Set problem
Transcribe the listing that follows in full, omitting pictures.

Stored data

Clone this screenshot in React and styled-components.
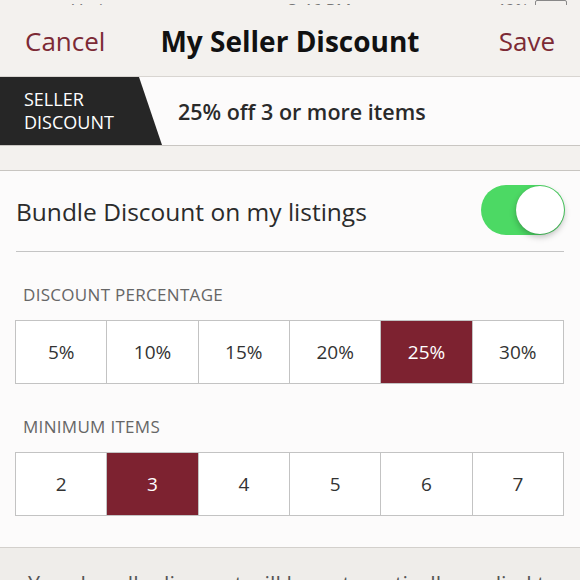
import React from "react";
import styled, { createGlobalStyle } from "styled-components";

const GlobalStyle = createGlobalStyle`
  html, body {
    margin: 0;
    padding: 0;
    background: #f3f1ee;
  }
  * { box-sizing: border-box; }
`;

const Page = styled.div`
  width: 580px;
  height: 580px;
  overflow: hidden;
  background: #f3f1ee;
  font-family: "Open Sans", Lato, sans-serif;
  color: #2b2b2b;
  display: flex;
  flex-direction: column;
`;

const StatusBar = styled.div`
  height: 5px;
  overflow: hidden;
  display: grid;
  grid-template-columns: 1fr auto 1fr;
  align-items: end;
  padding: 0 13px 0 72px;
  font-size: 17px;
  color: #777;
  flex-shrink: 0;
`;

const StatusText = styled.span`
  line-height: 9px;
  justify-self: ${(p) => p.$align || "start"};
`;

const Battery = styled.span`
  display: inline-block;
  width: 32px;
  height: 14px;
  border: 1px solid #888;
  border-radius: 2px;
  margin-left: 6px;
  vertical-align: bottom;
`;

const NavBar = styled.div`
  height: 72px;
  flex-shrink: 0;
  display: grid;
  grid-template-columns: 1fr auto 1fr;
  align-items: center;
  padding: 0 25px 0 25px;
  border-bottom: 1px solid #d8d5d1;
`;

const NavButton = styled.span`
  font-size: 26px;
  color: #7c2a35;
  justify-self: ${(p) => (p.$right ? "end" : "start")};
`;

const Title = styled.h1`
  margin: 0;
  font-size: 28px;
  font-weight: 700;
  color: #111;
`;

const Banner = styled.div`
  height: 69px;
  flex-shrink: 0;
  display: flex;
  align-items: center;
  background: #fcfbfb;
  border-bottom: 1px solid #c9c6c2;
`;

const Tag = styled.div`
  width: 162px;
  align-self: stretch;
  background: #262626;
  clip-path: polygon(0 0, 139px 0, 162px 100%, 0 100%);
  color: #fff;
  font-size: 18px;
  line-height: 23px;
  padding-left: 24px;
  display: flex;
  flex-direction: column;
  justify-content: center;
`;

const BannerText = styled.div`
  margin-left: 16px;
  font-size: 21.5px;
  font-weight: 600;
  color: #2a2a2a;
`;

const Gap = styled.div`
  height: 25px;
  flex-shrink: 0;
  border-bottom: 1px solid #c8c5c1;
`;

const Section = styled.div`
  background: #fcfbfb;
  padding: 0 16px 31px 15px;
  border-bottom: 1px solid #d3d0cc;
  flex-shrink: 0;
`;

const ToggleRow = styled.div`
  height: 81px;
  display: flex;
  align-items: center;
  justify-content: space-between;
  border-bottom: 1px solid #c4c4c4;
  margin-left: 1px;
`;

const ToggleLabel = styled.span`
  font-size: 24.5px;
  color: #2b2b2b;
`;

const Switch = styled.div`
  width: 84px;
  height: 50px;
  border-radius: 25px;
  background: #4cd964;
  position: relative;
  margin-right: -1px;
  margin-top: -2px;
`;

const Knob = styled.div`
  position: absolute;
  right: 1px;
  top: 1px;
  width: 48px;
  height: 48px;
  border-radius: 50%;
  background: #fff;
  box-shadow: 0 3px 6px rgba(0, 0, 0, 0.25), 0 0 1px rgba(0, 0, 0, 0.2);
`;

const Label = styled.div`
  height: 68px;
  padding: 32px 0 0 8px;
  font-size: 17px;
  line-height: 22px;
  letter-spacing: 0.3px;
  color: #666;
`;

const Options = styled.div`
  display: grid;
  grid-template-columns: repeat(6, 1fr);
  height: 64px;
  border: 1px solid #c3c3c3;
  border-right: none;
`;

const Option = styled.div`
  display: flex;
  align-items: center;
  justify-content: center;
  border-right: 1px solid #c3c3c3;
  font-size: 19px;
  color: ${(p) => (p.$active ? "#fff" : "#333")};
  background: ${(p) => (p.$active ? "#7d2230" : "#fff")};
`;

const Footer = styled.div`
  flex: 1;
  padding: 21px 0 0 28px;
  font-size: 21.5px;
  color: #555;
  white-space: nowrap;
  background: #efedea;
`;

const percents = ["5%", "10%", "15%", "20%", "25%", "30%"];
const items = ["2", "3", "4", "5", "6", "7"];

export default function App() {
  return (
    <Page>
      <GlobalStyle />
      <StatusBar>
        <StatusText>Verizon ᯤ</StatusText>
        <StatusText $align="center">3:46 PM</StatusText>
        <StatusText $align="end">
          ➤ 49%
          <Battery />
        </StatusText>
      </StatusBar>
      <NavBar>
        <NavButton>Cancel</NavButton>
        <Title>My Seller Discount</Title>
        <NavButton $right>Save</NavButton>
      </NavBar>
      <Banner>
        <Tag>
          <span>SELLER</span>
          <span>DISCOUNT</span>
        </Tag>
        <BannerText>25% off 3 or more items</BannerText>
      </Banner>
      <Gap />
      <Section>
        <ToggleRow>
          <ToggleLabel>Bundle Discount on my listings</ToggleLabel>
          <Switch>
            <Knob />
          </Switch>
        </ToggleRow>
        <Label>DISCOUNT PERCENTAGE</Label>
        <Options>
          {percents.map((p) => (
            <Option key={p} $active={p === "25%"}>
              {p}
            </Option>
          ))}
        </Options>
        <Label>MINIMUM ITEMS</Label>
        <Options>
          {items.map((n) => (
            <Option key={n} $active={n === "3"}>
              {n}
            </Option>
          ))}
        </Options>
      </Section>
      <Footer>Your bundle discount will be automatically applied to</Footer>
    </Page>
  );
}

Complete answer
Clone this screenshot in React and styled-components.
import React from "react";
import styled, { createGlobalStyle } from "styled-components";

const GlobalStyle = createGlobalStyle`
  html, body {
    margin: 0;
    padding: 0;
    background: #f3f1ee;
  }
  * { box-sizing: border-box; }
`;

const Page = styled.div`
  width: 580px;
  height: 580px;
  overflow: hidden;
  background: #f3f1ee;
  font-family: "Open Sans", Lato, sans-serif;
  color: #2b2b2b;
  display: flex;
  flex-direction: column;
`;

const StatusBar = styled.div`
  height: 5px;
  overflow: hidden;
  display: grid;
  grid-template-columns: 1fr auto 1fr;
  align-items: end;
  padding: 0 13px 0 72px;
  font-size: 17px;
  color: #777;
  flex-shrink: 0;
`;

const StatusText = styled.span`
  line-height: 9px;
  justify-self: ${(p) => p.$align || "start"};
`;

const Battery = styled.span`
  display: inline-block;
  width: 32px;
  height: 14px;
  border: 1px solid #888;
  border-radius: 2px;
  margin-left: 6px;
  vertical-align: bottom;
`;

const NavBar = styled.div`
  height: 72px;
  flex-shrink: 0;
  display: grid;
  grid-template-columns: 1fr auto 1fr;
  align-items: center;
  padding: 0 25px 0 25px;
  border-bottom: 1px solid #d8d5d1;
`;

const NavButton = styled.span`
  font-size: 26px;
  color: #7c2a35;
  justify-self: ${(p) => (p.$right ? "end" : "start")};
`;

const Title = styled.h1`
  margin: 0;
  font-size: 28px;
  font-weight: 700;
  color: #111;
`;

const Banner = styled.div`
  height: 69px;
  flex-shrink: 0;
  display: flex;
  align-items: center;
  background: #fcfbfb;
  border-bottom: 1px solid #c9c6c2;
`;

const Tag = styled.div`
  width: 162px;
  align-self: stretch;
  background: #262626;
  clip-path: polygon(0 0, 139px 0, 162px 100%, 0 100%);
  color: #fff;
  font-size: 18px;
  line-height: 23px;
  padding-left: 24px;
  display: flex;
  flex-direction: column;
  justify-content: center;
`;

const BannerText = styled.div`
  margin-left: 16px;
  font-size: 21.5px;
  font-weight: 600;
  color: #2a2a2a;
`;

const Gap = styled.div`
  height: 25px;
  flex-shrink: 0;
  border-bottom: 1px solid #c8c5c1;
`;

const Section = styled.div`
  background: #fcfbfb;
  padding: 0 16px 31px 15px;
  border-bottom: 1px solid #d3d0cc;
  flex-shrink: 0;
`;

const ToggleRow = styled.div`
  height: 81px;
  display: flex;
  align-items: center;
  justify-content: space-between;
  border-bottom: 1px solid #c4c4c4;
  margin-left: 1px;
`;

const ToggleLabel = styled.span`
  font-size: 24.5px;
  color: #2b2b2b;
`;

const Switch = styled.div`
  width: 84px;
  height: 50px;
  border-radius: 25px;
  background: #4cd964;
  position: relative;
  margin-right: -1px;
  margin-top: -2px;
`;

const Knob = styled.div`
  position: absolute;
  right: 1px;
  top: 1px;
  width: 48px;
  height: 48px;
  border-radius: 50%;
  background: #fff;
  box-shadow: 0 3px 6px rgba(0, 0, 0, 0.25), 0 0 1px rgba(0, 0, 0, 0.2);
`;

const Label = styled.div`
  height: 68px;
  padding: 32px 0 0 8px;
  font-size: 17px;
  line-height: 22px;
  letter-spacing: 0.3px;
  color: #666;
`;

const Options = styled.div`
  display: grid;
  grid-template-columns: repeat(6, 1fr);
  height: 64px;
  border: 1px solid #c3c3c3;
  border-right: none;
`;

const Option = styled.div`
  display: flex;
  align-items: center;
  justify-content: center;
  border-right: 1px solid #c3c3c3;
  font-size: 19px;
  color: ${(p) => (p.$active ? "#fff" : "#333")};
  background: ${(p) => (p.$active ? "#7d2230" : "#fff")};
`;

const Footer = styled.div`
  flex: 1;
  padding: 21px 0 0 28px;
  font-size: 21.5px;
  color: #555;
  white-space: nowrap;
  background: #efedea;
`;

const percents = ["5%", "10%", "15%", "20%", "25%", "30%"];
const items = ["2", "3", "4", "5", "6", "7"];

export default function App() {
  return (
    <Page>
      <GlobalStyle />
      <StatusBar>
        <StatusText>Verizon ᯤ</StatusText>
        <StatusText $align="center">3:46 PM</StatusText>
        <StatusText $align="end">
          ➤ 49%
          <Battery />
        </StatusText>
      </StatusBar>
      <NavBar>
        <NavButton>Cancel</NavButton>
        <Title>My Seller Discount</Title>
        <NavButton $right>Save</NavButton>
      </NavBar>
      <Banner>
        <Tag>
          <span>SELLER</span>
          <span>DISCOUNT</span>
        </Tag>
        <BannerText>25% off 3 or more items</BannerText>
      </Banner>
      <Gap />
      <Section>
        <ToggleRow>
          <ToggleLabel>Bundle Discount on my listings</ToggleLabel>
          <Switch>
            <Knob />
          </Switch>
        </ToggleRow>
        <Label>DISCOUNT PERCENTAGE</Label>
        <Options>
          {percents.map((p) => (
            <Option key={p} $active={p === "25%"}>
              {p}
            </Option>
          ))}
        </Options>
        <Label>MINIMUM ITEMS</Label>
        <Options>
          {items.map((n) => (
            <Option key={n} $active={n === "3"}>
              {n}
            </Option>
          ))}
        </Options>
      </Section>
      <Footer>Your bundle discount will be automatically applied to</Footer>
    </Page>
  );
}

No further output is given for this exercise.